• [Data entries]
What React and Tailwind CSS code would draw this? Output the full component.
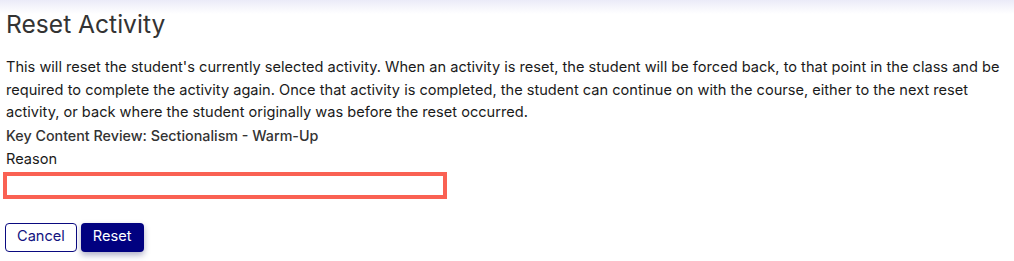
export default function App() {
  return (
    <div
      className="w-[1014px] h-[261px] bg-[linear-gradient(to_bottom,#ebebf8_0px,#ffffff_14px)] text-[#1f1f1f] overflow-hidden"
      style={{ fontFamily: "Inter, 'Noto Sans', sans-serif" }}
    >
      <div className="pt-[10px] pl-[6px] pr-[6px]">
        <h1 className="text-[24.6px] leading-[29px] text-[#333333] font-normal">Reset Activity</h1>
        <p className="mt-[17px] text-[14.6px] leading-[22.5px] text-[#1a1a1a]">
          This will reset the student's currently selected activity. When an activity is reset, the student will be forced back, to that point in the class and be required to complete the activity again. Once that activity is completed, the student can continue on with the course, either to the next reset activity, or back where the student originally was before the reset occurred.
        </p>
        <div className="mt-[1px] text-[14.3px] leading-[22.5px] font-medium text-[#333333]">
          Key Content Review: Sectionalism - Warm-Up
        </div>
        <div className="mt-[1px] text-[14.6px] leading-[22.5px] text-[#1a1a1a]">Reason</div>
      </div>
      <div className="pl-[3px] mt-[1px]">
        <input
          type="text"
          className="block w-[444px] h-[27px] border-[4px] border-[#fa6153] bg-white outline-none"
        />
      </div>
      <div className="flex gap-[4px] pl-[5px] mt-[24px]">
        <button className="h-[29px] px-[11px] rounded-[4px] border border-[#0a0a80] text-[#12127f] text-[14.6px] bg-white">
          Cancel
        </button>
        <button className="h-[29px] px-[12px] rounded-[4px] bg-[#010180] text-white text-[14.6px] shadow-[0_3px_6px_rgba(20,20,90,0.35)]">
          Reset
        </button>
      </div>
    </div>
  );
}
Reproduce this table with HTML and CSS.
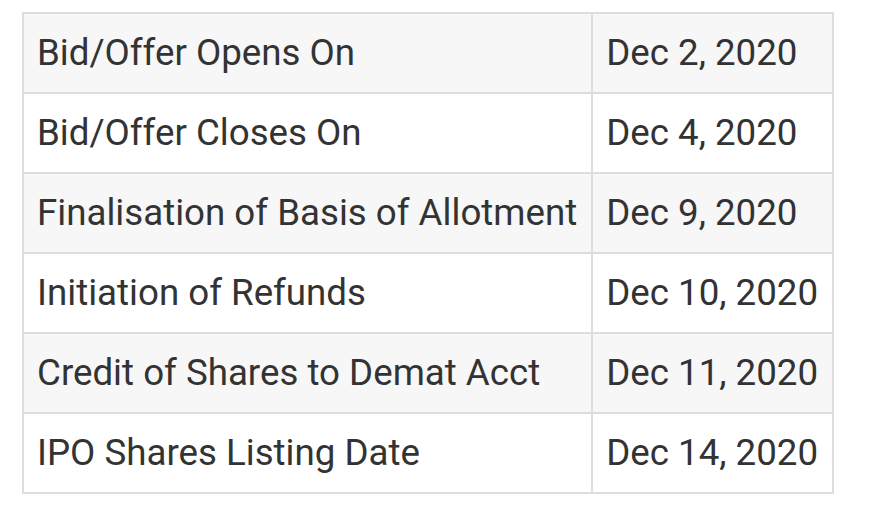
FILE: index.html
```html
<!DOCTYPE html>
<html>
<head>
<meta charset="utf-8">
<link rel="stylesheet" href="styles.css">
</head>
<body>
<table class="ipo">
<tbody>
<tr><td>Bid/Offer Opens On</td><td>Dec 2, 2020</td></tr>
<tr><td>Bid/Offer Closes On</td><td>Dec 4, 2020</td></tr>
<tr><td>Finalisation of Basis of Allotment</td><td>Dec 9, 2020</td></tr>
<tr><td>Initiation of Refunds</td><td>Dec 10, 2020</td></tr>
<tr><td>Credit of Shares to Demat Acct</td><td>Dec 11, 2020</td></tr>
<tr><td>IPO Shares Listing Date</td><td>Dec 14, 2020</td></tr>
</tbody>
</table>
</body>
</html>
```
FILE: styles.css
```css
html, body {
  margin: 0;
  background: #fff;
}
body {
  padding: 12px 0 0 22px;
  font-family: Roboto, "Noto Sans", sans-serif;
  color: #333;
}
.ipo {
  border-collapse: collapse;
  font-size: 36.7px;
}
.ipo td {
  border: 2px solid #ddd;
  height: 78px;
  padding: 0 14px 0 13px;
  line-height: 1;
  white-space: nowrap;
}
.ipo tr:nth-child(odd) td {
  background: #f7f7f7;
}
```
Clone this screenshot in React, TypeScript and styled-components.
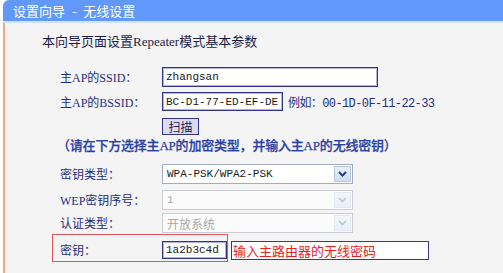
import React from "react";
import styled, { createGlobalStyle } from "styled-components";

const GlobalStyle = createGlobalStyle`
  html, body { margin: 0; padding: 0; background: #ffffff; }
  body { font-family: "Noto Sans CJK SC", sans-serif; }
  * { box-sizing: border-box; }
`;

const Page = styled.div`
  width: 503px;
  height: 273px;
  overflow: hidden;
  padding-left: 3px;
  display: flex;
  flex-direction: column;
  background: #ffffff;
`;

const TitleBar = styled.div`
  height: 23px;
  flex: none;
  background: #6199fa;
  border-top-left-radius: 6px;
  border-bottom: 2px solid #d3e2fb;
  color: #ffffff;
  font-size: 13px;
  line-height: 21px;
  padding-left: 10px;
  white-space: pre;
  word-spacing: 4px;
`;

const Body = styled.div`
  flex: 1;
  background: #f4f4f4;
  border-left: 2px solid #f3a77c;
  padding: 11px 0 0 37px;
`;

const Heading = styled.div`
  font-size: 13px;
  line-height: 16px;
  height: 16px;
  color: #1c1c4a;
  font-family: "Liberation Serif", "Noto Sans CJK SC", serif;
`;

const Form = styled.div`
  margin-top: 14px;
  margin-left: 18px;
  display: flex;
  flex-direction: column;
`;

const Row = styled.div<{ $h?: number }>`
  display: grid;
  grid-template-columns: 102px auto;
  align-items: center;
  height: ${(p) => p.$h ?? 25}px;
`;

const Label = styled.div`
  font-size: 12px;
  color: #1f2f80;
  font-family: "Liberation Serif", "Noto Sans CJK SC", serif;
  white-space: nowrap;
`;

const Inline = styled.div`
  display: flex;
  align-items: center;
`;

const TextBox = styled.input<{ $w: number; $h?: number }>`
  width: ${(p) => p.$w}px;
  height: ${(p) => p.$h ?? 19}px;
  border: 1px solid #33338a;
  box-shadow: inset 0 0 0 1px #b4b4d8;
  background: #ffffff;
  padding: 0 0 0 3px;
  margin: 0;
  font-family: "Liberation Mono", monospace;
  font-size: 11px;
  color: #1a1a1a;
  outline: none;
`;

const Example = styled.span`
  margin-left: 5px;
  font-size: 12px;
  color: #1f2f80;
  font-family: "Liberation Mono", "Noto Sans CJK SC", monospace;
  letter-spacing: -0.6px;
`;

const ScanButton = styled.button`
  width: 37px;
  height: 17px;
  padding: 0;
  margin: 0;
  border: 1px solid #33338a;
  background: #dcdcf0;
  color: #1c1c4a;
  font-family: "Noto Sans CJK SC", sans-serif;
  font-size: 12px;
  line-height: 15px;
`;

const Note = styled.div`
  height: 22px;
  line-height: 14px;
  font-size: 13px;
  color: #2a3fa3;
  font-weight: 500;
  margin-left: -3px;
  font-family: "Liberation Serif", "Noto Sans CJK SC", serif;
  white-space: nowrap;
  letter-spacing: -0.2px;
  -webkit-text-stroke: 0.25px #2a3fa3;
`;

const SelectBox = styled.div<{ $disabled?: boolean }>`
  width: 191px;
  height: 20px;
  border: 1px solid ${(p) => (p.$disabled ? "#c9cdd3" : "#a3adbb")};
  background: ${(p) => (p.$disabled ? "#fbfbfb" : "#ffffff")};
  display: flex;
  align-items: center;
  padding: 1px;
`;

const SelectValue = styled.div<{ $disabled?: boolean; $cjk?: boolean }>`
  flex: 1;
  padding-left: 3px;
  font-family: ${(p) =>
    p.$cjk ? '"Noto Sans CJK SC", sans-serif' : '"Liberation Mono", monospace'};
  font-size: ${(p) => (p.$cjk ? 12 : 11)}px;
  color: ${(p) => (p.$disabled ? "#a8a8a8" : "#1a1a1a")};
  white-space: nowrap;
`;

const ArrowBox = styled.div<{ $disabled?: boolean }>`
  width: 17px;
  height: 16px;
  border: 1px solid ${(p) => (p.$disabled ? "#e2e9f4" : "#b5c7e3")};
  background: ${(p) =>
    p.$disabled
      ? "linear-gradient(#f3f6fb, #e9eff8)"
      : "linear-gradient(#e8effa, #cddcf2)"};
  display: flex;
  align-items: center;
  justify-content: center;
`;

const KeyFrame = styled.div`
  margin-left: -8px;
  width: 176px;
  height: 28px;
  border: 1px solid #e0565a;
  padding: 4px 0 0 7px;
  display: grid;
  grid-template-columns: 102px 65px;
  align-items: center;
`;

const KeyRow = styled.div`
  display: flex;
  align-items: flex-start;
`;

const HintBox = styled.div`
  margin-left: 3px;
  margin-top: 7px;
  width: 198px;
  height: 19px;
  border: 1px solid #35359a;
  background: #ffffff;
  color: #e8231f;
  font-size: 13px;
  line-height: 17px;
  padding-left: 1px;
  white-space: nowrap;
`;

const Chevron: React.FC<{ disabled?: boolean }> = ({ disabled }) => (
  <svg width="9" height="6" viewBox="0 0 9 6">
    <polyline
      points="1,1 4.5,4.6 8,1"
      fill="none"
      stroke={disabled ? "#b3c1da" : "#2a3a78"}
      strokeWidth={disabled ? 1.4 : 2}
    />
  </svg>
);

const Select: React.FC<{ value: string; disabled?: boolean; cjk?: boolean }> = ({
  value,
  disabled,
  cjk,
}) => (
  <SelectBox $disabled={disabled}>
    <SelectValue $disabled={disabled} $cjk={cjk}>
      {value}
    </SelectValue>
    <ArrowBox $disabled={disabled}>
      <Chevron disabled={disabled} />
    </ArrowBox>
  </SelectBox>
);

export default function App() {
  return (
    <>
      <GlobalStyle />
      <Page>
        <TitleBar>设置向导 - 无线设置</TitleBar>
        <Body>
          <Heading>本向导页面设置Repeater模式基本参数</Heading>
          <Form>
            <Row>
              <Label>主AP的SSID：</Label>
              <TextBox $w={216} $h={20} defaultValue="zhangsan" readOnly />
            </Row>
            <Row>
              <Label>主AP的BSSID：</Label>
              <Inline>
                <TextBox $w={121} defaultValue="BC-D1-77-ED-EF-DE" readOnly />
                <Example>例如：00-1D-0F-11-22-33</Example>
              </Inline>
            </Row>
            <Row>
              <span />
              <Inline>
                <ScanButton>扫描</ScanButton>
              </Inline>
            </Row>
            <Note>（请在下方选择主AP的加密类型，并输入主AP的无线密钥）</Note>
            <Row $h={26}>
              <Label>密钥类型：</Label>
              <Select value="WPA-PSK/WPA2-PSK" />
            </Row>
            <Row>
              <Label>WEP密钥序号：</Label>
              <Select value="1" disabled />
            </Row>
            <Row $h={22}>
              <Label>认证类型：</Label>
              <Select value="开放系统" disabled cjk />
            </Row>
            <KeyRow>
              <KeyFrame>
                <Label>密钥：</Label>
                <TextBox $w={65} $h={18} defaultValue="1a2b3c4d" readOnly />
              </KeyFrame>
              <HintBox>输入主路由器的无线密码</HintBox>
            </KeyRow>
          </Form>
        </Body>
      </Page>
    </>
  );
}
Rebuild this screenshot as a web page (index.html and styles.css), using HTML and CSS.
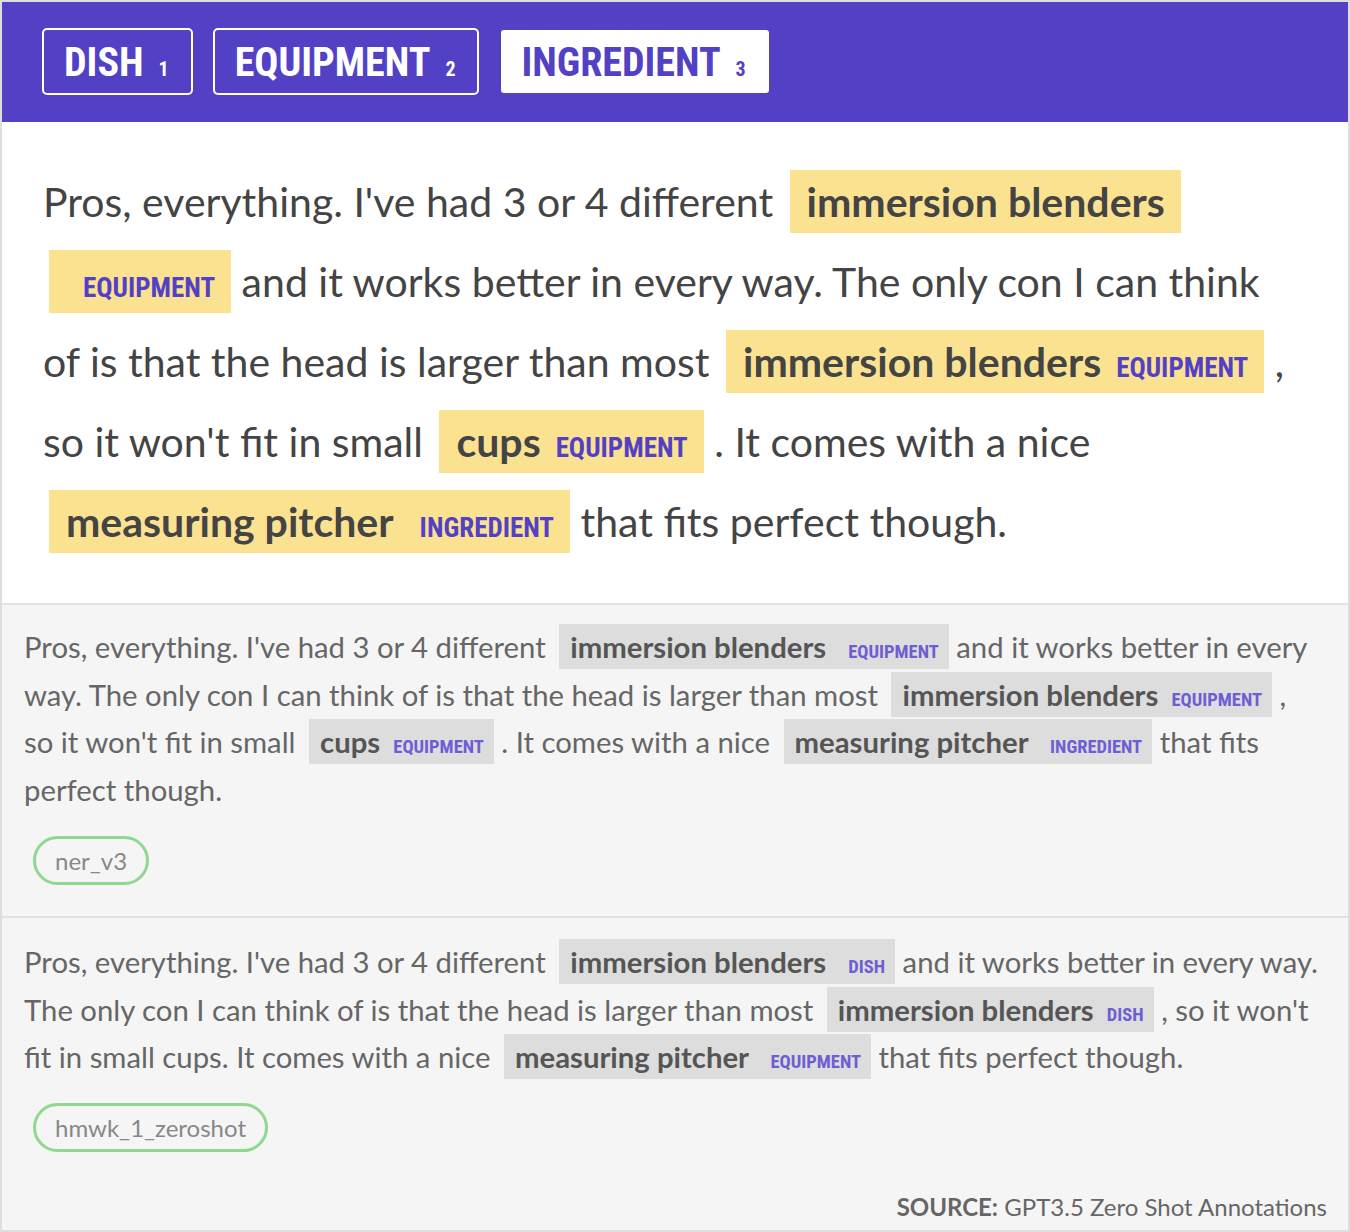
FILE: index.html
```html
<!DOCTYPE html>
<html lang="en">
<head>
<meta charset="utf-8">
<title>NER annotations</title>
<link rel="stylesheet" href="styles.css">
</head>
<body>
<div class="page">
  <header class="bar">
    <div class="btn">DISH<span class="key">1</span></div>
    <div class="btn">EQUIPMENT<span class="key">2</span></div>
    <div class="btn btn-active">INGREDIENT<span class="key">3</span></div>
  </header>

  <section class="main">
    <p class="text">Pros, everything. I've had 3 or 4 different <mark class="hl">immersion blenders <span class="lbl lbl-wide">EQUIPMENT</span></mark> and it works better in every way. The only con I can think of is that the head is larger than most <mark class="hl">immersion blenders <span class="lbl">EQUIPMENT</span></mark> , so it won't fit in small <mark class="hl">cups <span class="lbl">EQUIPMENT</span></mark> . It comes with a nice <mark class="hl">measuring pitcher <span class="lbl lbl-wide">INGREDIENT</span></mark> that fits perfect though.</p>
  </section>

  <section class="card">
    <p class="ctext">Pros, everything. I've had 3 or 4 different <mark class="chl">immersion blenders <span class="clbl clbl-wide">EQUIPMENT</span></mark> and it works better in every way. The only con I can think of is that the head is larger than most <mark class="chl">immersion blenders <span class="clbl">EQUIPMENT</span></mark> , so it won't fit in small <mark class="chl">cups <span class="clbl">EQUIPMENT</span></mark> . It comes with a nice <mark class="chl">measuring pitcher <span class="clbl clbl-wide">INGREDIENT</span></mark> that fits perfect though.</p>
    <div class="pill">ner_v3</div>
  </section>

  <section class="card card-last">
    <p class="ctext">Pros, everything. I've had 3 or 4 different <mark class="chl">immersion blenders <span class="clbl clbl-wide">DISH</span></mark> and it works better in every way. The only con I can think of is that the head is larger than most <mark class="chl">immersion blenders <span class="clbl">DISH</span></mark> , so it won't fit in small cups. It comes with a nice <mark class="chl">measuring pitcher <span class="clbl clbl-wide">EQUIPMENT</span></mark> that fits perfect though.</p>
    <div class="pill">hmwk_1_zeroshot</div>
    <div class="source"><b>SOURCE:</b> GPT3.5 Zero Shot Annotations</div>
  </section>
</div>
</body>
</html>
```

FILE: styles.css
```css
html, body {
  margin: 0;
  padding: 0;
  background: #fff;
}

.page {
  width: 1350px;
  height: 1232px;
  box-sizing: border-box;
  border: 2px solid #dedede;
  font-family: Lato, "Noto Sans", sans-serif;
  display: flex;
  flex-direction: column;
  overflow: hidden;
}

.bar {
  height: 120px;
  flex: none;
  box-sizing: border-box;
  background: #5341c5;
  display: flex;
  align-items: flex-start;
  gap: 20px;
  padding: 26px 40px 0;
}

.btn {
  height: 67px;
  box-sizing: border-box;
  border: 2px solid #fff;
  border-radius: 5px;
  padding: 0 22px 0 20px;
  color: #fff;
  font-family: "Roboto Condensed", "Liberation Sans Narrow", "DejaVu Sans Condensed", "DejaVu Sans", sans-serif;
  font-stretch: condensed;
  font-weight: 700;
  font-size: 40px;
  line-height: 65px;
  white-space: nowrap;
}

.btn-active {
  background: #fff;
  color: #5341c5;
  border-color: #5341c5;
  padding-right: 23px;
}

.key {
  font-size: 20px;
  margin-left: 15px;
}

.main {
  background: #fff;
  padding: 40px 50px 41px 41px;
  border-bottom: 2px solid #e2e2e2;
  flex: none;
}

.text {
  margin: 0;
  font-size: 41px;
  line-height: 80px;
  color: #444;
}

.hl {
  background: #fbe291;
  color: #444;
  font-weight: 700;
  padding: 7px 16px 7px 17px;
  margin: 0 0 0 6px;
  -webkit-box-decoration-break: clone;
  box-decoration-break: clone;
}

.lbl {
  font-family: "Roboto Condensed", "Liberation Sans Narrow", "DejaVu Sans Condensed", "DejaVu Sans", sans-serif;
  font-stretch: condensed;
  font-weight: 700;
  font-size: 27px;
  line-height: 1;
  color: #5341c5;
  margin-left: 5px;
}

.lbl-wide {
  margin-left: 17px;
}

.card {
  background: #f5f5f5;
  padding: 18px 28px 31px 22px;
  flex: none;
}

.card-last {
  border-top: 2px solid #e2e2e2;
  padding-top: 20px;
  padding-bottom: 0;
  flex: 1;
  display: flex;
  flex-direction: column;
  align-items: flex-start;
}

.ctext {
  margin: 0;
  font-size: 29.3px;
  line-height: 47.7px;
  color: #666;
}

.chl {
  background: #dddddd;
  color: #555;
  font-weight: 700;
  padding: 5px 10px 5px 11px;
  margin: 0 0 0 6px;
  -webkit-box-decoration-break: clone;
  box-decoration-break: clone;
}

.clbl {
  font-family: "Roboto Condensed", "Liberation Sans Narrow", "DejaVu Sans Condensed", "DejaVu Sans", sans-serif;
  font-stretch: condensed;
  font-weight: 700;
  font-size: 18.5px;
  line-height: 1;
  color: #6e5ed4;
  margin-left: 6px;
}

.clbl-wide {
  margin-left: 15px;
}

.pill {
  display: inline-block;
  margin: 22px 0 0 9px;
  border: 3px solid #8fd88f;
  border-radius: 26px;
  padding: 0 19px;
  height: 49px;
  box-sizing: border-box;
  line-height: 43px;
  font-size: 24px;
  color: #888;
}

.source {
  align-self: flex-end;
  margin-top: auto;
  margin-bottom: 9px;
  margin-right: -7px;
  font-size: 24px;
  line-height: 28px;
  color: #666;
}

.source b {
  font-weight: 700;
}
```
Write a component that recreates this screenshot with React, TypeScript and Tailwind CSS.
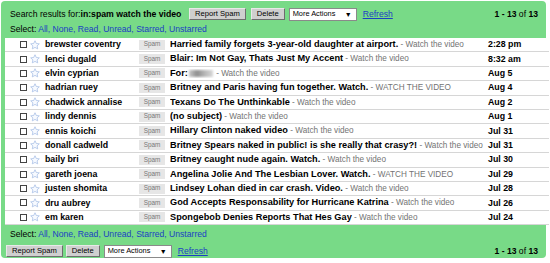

• [What needs to be done]
Return each line of the listing that holds the string "screenshot".

• [Reply]
Clone this screenshot in React, TypeScript and styled-components.
Rebuild this screenshot as a web page (index.html and styles.css), using HTML and CSS.
Write a component that recreates this screenshot with React, TypeScript and Tailwind CSS.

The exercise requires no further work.